The decline of the Bible Belt will be met with a redefined common good that will be anything but good for millions of people. While I too have concerns about the ambient uses of “culture” attached to Christianity, it would be incredibly naïve and even disrespectful to ignore the ways that Western civilization has been influenced by Christianity. From the idea of the university to the hospital—and even basic charity—the Christian tradition forges principles that birth institutions, not only engaging the culture but transforming it.
Those making the “Death to the Bible Belt” claim, I notice, are the individuals most insulated from the effects of the Bible Belt’s death. It’s one thing for a pastor or theologian to make these claims. It’s another to observe how these trends affect Christian business owners or social workers seeing their livelihoods threatened, or the young child hearing mixed messages on issues related to gender identity.
Opportunities for renewal will coincide with the decline of cultural Christianity. For example, we’re going to be forced to reckon with whether our belief in Christ is worth the cost of that belief culturally. A more faithful, remnant-like church could result. That decline also reflects an important theological reality I’ve written about elsewhere: Society is not a barometer of the church’s faithfulness. The state of the culture and the purity of the church is not a correlative relationship.
It’s OK to prefer a Christian culture to a secular one. I’m not embarrassed about it. And that leads to my second critique.
Cultural Christianity Reflects Mission
What happens if the church’s mission in society is actually successful? What if revival were to happen? Should we expect our country to look any different? Yes, at least to some degree.
But that runs the risk of Christianity taking on cultural significance. Does that automatically mean Christianity has accommodated itself? Not necessarily.

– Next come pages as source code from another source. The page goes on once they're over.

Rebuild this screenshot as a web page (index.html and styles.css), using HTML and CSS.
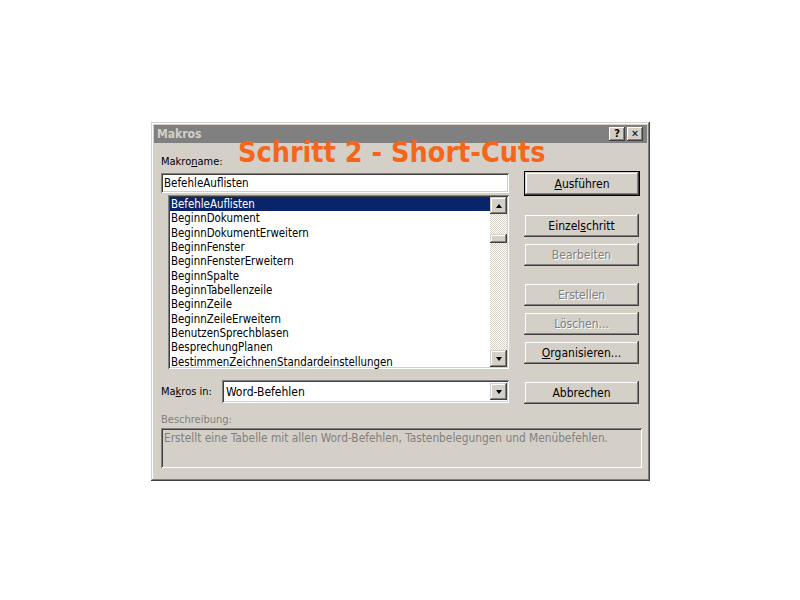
FILE: index.html
```html
<!DOCTYPE html>
<html lang="de">
<head>
  <meta charset="UTF-8">
  <title>Makros</title>
  <link rel="stylesheet" href="styles.css">
</head>
<body>
<div class="dialog">
  <!-- Titelleiste -->
  <div class="titlebar">
    <span class="title-text">Makros</span>
    <div class="title-buttons">
      <span class="tbtn">?</span>
      <span class="tbtn close">&#x2715;</span>
    </div>
  </div>

  <h1 class="overlay-title">Schritt 2 - Short-Cuts</h1>

  <div class="dialog-body">
    <div class="main-row">
      <!-- linke Spalte -->
      <div class="left-col">
        <div class="label">Makro<u>n</u>ame:</div>
        <div class="textbox">BefehleAuflisten</div>
        <div class="listbox">
          <ul class="items">
            <li class="selected">BefehleAuflisten</li>
            <li>BeginnDokument</li>
            <li>BeginnDokumentErweitern</li>
            <li>BeginnFenster</li>
            <li>BeginnFensterErweitern</li>
            <li>BeginnSpalte</li>
            <li>BeginnTabellenzeile</li>
            <li>BeginnZeile</li>
            <li>BeginnZeileErweitern</li>
            <li>BenutzenSprechblasen</li>
            <li>BesprechungPlanen</li>
            <li>BestimmenZeichnenStandardeinstellungen</li>
          </ul>
          <div class="scrollbar">
            <span class="sbtn"><span class="arrow up"></span></span>
            <div class="track"><span class="thumb"></span></div>
            <span class="sbtn"><span class="arrow down"></span></span>
          </div>
        </div>
        <div class="macros-in">
          <span class="label">Ma<u>k</u>ros in:</span>
          <div class="combo">
            <span class="combo-text">Word-Befehlen</span>
            <span class="sbtn"><span class="arrow down"></span></span>
          </div>
        </div>
      </div>

      <!-- rechte Spalte: Schaltflächen -->
      <div class="right-col">
        <div class="default-frame"><button class="btn"><u>A</u>usführen</button></div>
        <button class="btn gap-lg">Einzel<u>s</u>chritt</button>
        <button class="btn" disabled>Bearbeiten</button>
        <button class="btn gap-xl" disabled>Erstellen</button>
        <button class="btn" disabled>Löschen...</button>
        <button class="btn"><u>O</u>rganisieren...</button>
        <button class="btn gap-xl">Abbrechen</button>
      </div>
    </div>

    <div class="label disabled-label">Beschreibung:</div>
    <div class="description">Erstellt eine Tabelle mit allen Word-Befehlen, Tastenbelegungen und Menübefehlen.</div>
  </div>
</div>
</body>
</html>
```

FILE: styles.css
```css
/* Grundlayout */
body {
  margin: 0;
  background: #fff;
  font-family: 'DejaVu Sans Condensed', 'DejaVu Sans', sans-serif;
  font-size: 11px;
  color: #000;
}
/* Dialogfenster im Windows-2000-Stil */
.dialog {
  position: relative;
  box-sizing: border-box;
  width: 499px;
  height: 359px;
  margin: 122px 0 0 151px;
  padding: 3px;
  background: #d4d0c8;
  box-shadow: inset -1px -1px #404040, inset 1px 1px #d4d0c8, inset -2px -2px #808080, inset 2px 2px #fff;
}
.titlebar {
  height: 18px;
  background: #808080;
  display: flex;
  align-items: center;
  justify-content: space-between;
  padding: 0 4px 0 3px;
}
.title-text {
  color: #d4d0c8;
  font-weight: bold;
  font-size: 12px;
}
.title-buttons {
  display: flex;
  gap: 2px;
}
.tbtn {
  width: 16px;
  height: 14px;
  box-sizing: border-box;
  background: #d4d0c8;
  box-shadow: inset -1px -1px #404040, inset 1px 1px #fff, inset -2px -2px #808080;
  font-weight: bold;
  font-size: 11px;
  line-height: 14px;
  text-align: center;
}
.tbtn.close {
  font-size: 10px;
}
/* Orange Überschrift über dem Dialog */
.overlay-title {
  position: absolute;
  left: 87px;
  top: 14px;
  margin: 0;
  font-family: 'DejaVu Sans Condensed', 'DejaVu Sans', sans-serif;
  font-size: 28.5px;
  font-weight: bold;
  color: #f5661c;
  white-space: nowrap;
  line-height: 34px;
}
.dialog-body {
  padding: 12px 4px 0 7px;
}
.main-row {
  display: flex;
  gap: 15px;
}
.left-col {
  width: 348px;
}
.label {
  line-height: 14px;
  height: 14px;
}
.textbox {
  margin-top: 4px;
  height: 20px;
  box-sizing: border-box;
  background: #fff;
  padding: 2px 3px;
  line-height: 16px;
  font-size: 11.5px;
  box-shadow: inset 1px 1px #808080, inset -1px -1px #fff, inset 2px 2px #404040, inset -2px -2px #d4d0c8;
}
/* Listenfeld */
.listbox {
  margin: 2px 0 0 7px;
  height: 174px;
  box-sizing: border-box;
  background: #fff;
  padding: 2px;
  display: flex;
  box-shadow: inset 1px 1px #808080, inset -1px -1px #fff, inset 2px 2px #404040, inset -2px -2px #d4d0c8;
}
.items {
  list-style: none;
  margin: 0;
  padding: 0;
  flex: 1;
  font-size: 11.4px;
}
.items li {
  height: 14.35px;
  line-height: 14px;
  padding-left: 1px;
}
.items li.selected {
  background: #0a246a;
  color: #fff;
}
.scrollbar {
  width: 17px;
  display: flex;
  flex-direction: column;
}
.sbtn {
  width: 17px;
  height: 17px;
  box-sizing: border-box;
  background: #d4d0c8;
  box-shadow: inset -1px -1px #404040, inset 1px 1px #d4d0c8, inset -2px -2px #808080, inset 2px 2px #fff;
  display: flex;
  align-items: center;
  justify-content: center;
  flex-shrink: 0;
}
.arrow {
  width: 0;
  height: 0;
  border-left: 3.5px solid transparent;
  border-right: 3.5px solid transparent;
}
.arrow.up {
  border-bottom: 4px solid #000;
}
.arrow.down {
  border-top: 4px solid #000;
}
.track {
  flex: 1;
  background: repeating-conic-gradient(#fff 0 25%, #d4d0c8 0 50%) 0 0 / 2px 2px;
  padding-top: 20px;
}
.thumb {
  display: block;
  height: 9px;
  background: #d4d0c8;
  box-shadow: inset -1px -1px #404040, inset 1px 1px #d4d0c8, inset -2px -2px #808080, inset 2px 2px #fff;
}
/* Makros in: Kombinationsfeld */
.macros-in {
  margin-top: 11px;
  display: flex;
  align-items: center;
  gap: 10px;
}
.combo {
  flex: 1;
  height: 23px;
  box-sizing: border-box;
  background: #fff;
  padding: 2px;
  display: flex;
  align-items: center;
  box-shadow: inset 1px 1px #808080, inset -1px -1px #fff, inset 2px 2px #404040, inset -2px -2px #d4d0c8;
}
.combo-text {
  flex: 1;
  padding-left: 2px;
  font-size: 12px;
}
/* Schaltflächen */
.right-col {
  width: 116px;
  margin-top: 16px;
  display: flex;
  flex-direction: column;
  gap: 6px;
}
.default-frame {
  border: 1px solid #000;
  height: 25px;
  box-sizing: border-box;
}
.btn {
  width: 115px;
  height: 23px;
  box-sizing: border-box;
  border: none;
  background: #d4d0c8;
  font-family: inherit;
  font-size: 12px;
  color: #000;
  padding: 0;
  box-shadow: inset -1px -1px #404040, inset 1px 1px #d4d0c8, inset -2px -2px #808080, inset 2px 2px #fff;
}
.default-frame .btn {
  width: 114px;
  height: 23px;
}
.btn:disabled {
  color: #808080;
  text-shadow: 1px 1px #fff;
}
.gap-lg {
  margin-top: 12px;
}
.gap-xl {
  margin-top: 11px;
}
.disabled-label {
  margin-top: 9px;
  color: #808080;
}
.description {
  margin-top: 1px;
  width: 481px;
  height: 40px;
  box-sizing: border-box;
  padding: 3px 3px;
  color: #808080;
  font-size: 11.8px;
  line-height: 14px;
  box-shadow: inset 1px 1px #808080, inset -1px -1px #fff, inset 2px 2px #404040, inset -2px -2px #d4d0c8;
}
```
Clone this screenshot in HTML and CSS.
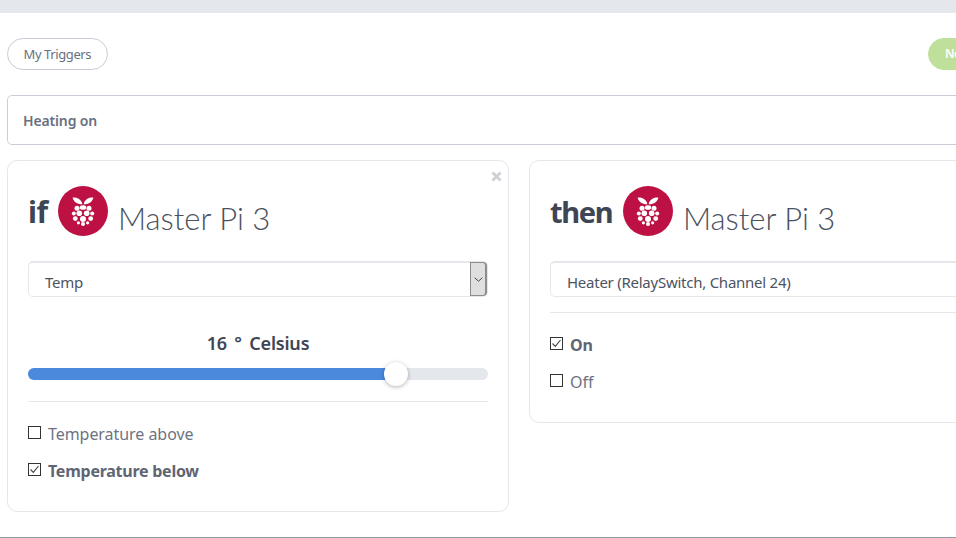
FILE: index.html
```html
<!DOCTYPE html>
<html lang="en">
<head>
<meta charset="utf-8">
<title>Heating on</title>
<link rel="stylesheet" href="styles.css">
</head>
<body>
<svg class="defs" width="0" height="0" aria-hidden="true">
  <symbol id="pi" viewBox="0 0 50 50">
    <circle cx="25" cy="25" r="25" fill="#bc1142"/>
    <g fill="#fff">
      <path d="M24.300 18.300c-.3-3-2.600-5.600-6-6.500-1.200-.3-2.500-.4-3.700-.1 .9 3.700 4.500 6.700 9.700 6.600z"/>
      <path d="M25.700 18.300c.3-3 2.600-5.600 6-6.500 1.200-.3 2.500-.4 3.700-.1-.9 3.700-4.500 6.700-9.700 6.600z"/>
      <ellipse cx="25" cy="21.500" rx="3.200" ry="2.300"/>
      <circle cx="19" cy="22.300" r="2.500"/>
      <circle cx="31" cy="22.300" r="2.500"/>
      <circle cx="15.800" cy="27.500" r="2"/>
      <circle cx="34.200" cy="27.500" r="2"/>
      <circle cx="21.300" cy="27.300" r="2.800"/>
      <circle cx="28.700" cy="27.300" r="2.800"/>
      <circle cx="17.300" cy="32.600" r="2.400"/>
      <circle cx="32.700" cy="32.600" r="2.400"/>
      <circle cx="25" cy="33" r="3"/>
      <circle cx="25" cy="38" r="2"/>
      <circle cx="20.400" cy="36.800" r="1.600"/>
      <circle cx="29.600" cy="36.800" r="1.600"/>
    </g>
  </symbol>
  <symbol id="tick" viewBox="0 0 13 13">
    <path d="M2.500 6.500l2.800 2.900 5.200-6.400" fill="none" stroke="#444" stroke-width="1.100"/>
  </symbol>
</svg>
<div class="topbar"></div>
<main class="page">
  <div class="toolbar">
    <a class="pill">My Triggers</a>
    <a class="pill pill-new">New Trigger</a>
  </div>
  <div class="name-field">Heating on</div>
  <div class="cards">
    <section class="card card-if">
      <svg class="close" viewBox="0 0 11 11"><path d="M1.500 1.500l8 8M9.500 1.500l-8 8" fill="none" stroke="#cfd1d6" stroke-width="3"/></svg>
      <h2 class="card-head">
        <span class="keyword">if</span>
        <svg class="pi"><use href="#pi"/></svg>
        <span class="device">Master Pi 3</span>
      </h2>
      <div class="select">
        <span class="select-text">Temp</span>
        <span class="select-btn"><svg width="9" height="5" viewBox="0 0 9 5"><path d="M.7.7l3.800 3.500L8.300.7" fill="none" stroke="#444" stroke-width="1"/></svg></span>
      </div>
      <div class="reading">16 ° Celsius</div>
      <div class="slider">
        <div class="slider-fill"></div>
        <div class="slider-thumb"></div>
      </div>
      <hr class="rule rule-if">
      <div class="options">
        <label class="option"><span class="box"></span>Temperature above</label>
        <label class="option option-on"><span class="box"><svg class="tick"><use href="#tick"/></svg></span>Temperature below</label>
      </div>
    </section>
    <section class="card card-then">
      <h2 class="card-head">
        <span class="keyword keyword-then">then</span>
        <svg class="pi"><use href="#pi"/></svg>
        <span class="device">Master Pi 3</span>
      </h2>
      <div class="select">
        <span class="select-text">Heater (RelaySwitch, Channel 24)</span>
      </div>
      <hr class="rule rule-then">
      <div class="options">
        <label class="option option-on"><span class="box"><svg class="tick"><use href="#tick"/></svg></span>On</label>
        <label class="option"><span class="box"></span>Off</label>
      </div>
    </section>
  </div>
</main>
</body>
</html>
```

FILE: styles.css
```css
* { box-sizing: border-box; }
html, body { height: 100%; }
body {
  margin: 0;
  overflow: hidden;
  background: #fff;
  color: #3e4555;
  font-family: "Noto Sans", "Open Sans", sans-serif;
  border-bottom: 1px solid #8f9aa3;
}
.defs { display: block; height: 0; }
.topbar { height: 13px; background: #e4e7eb; }
.page { width: 1046px; padding: 25px 0 0 7px; }
.toolbar { display: flex; justify-content: space-between; }
.pill {
  height: 32px;
  padding: 0 15.500px;
  border: 1px solid #c9cdd8;
  border-radius: 16px;
  font-size: 13px;
  line-height: 30px;
  color: #697080;
  letter-spacing: -.4px;
}
.pill-new {
  width: 118px;
  padding: 0 16px;
  border-color: #bfe09a;
  background: #bfe09a;
  color: #fff;
  font-size: 12px;
  font-weight: 600;
  white-space: nowrap;
}
.name-field {
  height: 50px;
  margin-top: 25px;
  padding: 0 15px;
  border: 1px solid #c9cdd8;
  border-radius: 5px;
  font-size: 14px;
  font-weight: 600;
  line-height: 50px;
  color: #697080;
  letter-spacing: -.15px;
}
.cards {
  display: grid;
  grid-template-columns: 502px 502px;
  gap: 20px;
  align-items: start;
  margin-top: 15px;
}
.card {
  position: relative;
  padding: 0 20px;
  border: 1px solid #e6e7ec;
  border-radius: 10px;
}
.card-if { height: 352px; }
.card-then { height: 263px; }
.close {
  position: absolute;
  top: 10px;
  right: 6px;
  width: 11px;
  height: 11px;
}
.card-head {
  display: flex;
  align-items: flex-start;
  height: 50px;
  margin: 25px 0 25px;
  font-weight: 400;
}
.keyword {
  width: 30px;
  font-size: 30px;
  font-weight: 700;
  line-height: 52px;
  color: #3e4555;
  letter-spacing: -.4px;
}
.keyword-then { width: 73px; font-size: 29px; letter-spacing: -1.300px; }
.pi { width: 50px; height: 50px; flex: none; }
.device {
  margin: 8px 0 0 10px;
  font-family: "Lato", sans-serif;
  font-size: 31px;
  font-weight: 300;
  line-height: 48px;
  color: #4a5160;
  white-space: nowrap;
}
.select {
  position: relative;
  height: 36px;
  padding-left: 16px;
  border: 1px solid #e6e7ec;
  border-top-width: 2px;
  border-radius: 5px;
  font-size: 15px;
  line-height: 38px;
  color: #4c5362;
  letter-spacing: -.25px;
  white-space: nowrap;
}
.select-btn {
  position: absolute;
  top: -1px;
  right: 0;
  bottom: 0;
  width: 17px;
  display: flex;
  align-items: center;
  justify-content: center;
  background: #dfdfdf;
  border: 1px solid #8d8d8d;
  border-right-width: 2px;
  border-radius: 0 4px 4px 0;
}
.reading {
  margin-top: 33px;
  text-align: center;
  font-size: 18px;
  font-weight: 600;
  line-height: 26px;
  color: #3e4555;
  letter-spacing: -.2px;
  word-spacing: 3px;
}
.slider {
  position: relative;
  height: 12px;
  margin-top: 12px;
  border-radius: 6px;
  background: #e4e7eb;
}
.slider-fill {
  width: 368px;
  height: 12px;
  border-radius: 6px 0 0 6px;
  background: #4a89dc;
}
.slider-thumb {
  position: absolute;
  top: -6px;
  left: 356px;
  width: 24px;
  height: 24px;
  border-radius: 50%;
  background: #fff;
  box-shadow: 0 1px 4px rgba(0, 0, 0, .3);
}
.rule { margin: 0; border: 0; border-top: 1px solid #e6e7ec; }
.rule-if { margin-top: 21px; }
.rule-then { margin-top: 15px; }
.options { display: flex; flex-direction: column; gap: 13px; margin-top: 20px; }
.option {
  display: flex;
  align-items: center;
  height: 24px;
  font-size: 16px;
  color: #6d7382;
  letter-spacing: -.05px;
  white-space: nowrap;
}
.option-on { font-weight: 700; color: #5f6573; letter-spacing: -.25px; }
.box {
  position: relative;
  flex: none;
  width: 13px;
  height: 13px;
  margin: 0 7px 3px 0;
  border: 1px solid #333;
}
.tick { position: absolute; top: -1px; left: -1px; width: 13px; height: 13px; }
```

Some of the critiques against “cultural Christianity,” or those who depict all cultural manifestations of Christianity as motivated by power, leave me thinking in response: Would we rather the church be permanently relegated to the margins? There is no intrinsic benefit to existing on the margins. Should we not pray for the gospel’s advance in society? Should we not want as many as possible to come to a saving knowledge of Christ? Paul seems to desire that we pray for optimal cultural conditions so that people come to know Christ in greater number (1 Tim. 2:1–6).
If the Christian faith teaches that there are objective moral obligations (and it does), then it will have cultural and political implications. When we downplay the real-world implications of proclaiming an objective moral order that promotes human flourishing and serves the common good, we do not pledge ourselves to a “pure church.” We abdicate the responsibility to tell the truth to the world.
Seeing Our Role in Decline
We should take no joy in seeing the shadow of Christian culture waning. We can see opportunity in it. But celebrating the death of a culture has a degree of morbidity to it. To delight in seeing a tradition mowed down by dangerous ideologies is to betray the slow, plodding work of the traditions that formed each of us and our communities, imperfect as both are. Moreover, if we’re going to rejoice at decline, we must see ourselves as responsible for producing that decline, too.
There are both costs and benefits that come from Christianity and culture interacting. One of the reasons chattel slavery was eradicated in the British Empire was the presence of the evangelical figure William Wilberforce. What we know is that the number of evangelical members of Parliament rose sharply between the time he started to advocate for slavery’s abolition to when it was actually abolished. Ostensibly, slavery was eradicated by likeminded Christians joining together to change the law and, in turn, their culture. If that is a consequence of “Christian culture,” sign me up.